Work instructions
From the data that follows, copy every line holding the string "components".

Information provided

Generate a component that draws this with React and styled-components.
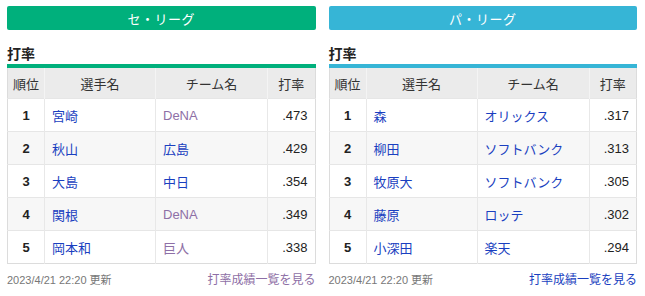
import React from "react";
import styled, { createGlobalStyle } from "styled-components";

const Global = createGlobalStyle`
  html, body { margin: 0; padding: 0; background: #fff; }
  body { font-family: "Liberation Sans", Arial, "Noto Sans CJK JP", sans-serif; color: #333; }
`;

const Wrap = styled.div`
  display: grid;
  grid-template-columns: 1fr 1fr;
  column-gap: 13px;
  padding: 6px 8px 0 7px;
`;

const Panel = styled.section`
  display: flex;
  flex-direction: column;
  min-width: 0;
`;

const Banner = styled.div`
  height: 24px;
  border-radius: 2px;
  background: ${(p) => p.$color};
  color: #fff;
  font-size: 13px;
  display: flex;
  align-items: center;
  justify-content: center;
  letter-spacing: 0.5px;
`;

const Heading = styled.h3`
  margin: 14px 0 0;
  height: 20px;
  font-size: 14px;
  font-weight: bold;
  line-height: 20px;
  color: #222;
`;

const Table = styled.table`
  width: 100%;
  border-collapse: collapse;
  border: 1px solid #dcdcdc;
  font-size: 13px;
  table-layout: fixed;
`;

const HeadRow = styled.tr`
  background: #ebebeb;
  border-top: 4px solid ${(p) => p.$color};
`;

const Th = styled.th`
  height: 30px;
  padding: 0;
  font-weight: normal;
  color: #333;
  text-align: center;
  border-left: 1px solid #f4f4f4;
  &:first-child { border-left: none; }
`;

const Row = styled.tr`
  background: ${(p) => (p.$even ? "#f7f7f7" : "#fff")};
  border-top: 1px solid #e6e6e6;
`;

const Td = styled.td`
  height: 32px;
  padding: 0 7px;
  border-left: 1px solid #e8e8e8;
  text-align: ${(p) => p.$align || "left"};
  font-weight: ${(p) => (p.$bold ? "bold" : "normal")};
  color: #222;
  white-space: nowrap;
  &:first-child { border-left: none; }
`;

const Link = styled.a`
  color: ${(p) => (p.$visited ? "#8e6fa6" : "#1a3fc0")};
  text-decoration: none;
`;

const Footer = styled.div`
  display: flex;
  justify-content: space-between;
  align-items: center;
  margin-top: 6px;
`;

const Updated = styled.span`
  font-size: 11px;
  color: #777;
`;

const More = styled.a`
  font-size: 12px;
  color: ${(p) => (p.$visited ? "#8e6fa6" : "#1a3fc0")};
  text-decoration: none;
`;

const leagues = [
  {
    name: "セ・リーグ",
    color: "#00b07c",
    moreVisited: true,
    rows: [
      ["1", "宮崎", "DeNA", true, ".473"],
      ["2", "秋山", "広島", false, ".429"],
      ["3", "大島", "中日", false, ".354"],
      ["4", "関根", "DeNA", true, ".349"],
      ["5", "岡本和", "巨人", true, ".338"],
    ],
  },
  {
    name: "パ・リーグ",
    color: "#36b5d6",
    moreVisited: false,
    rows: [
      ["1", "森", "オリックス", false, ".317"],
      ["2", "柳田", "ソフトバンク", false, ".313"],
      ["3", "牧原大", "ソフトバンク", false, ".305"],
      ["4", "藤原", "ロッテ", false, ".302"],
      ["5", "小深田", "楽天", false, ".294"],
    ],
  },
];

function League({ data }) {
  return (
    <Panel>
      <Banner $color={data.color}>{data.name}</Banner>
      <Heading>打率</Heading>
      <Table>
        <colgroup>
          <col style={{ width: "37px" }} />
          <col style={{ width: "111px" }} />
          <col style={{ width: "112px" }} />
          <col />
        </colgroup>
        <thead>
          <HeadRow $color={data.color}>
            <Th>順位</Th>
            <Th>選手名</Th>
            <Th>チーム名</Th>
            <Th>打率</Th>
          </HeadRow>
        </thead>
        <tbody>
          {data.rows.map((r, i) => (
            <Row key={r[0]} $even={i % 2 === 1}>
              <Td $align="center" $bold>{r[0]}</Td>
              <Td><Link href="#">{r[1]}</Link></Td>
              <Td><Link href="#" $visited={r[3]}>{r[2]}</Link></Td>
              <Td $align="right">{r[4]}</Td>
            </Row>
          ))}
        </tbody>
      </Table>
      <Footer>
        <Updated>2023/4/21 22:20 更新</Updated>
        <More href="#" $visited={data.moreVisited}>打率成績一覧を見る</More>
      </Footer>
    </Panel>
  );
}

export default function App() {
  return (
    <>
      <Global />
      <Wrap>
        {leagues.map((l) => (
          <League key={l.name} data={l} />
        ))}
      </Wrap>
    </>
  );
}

Exercise response
Generate a component that draws this with React and styled-components.
import styled, { createGlobalStyle } from "styled-components";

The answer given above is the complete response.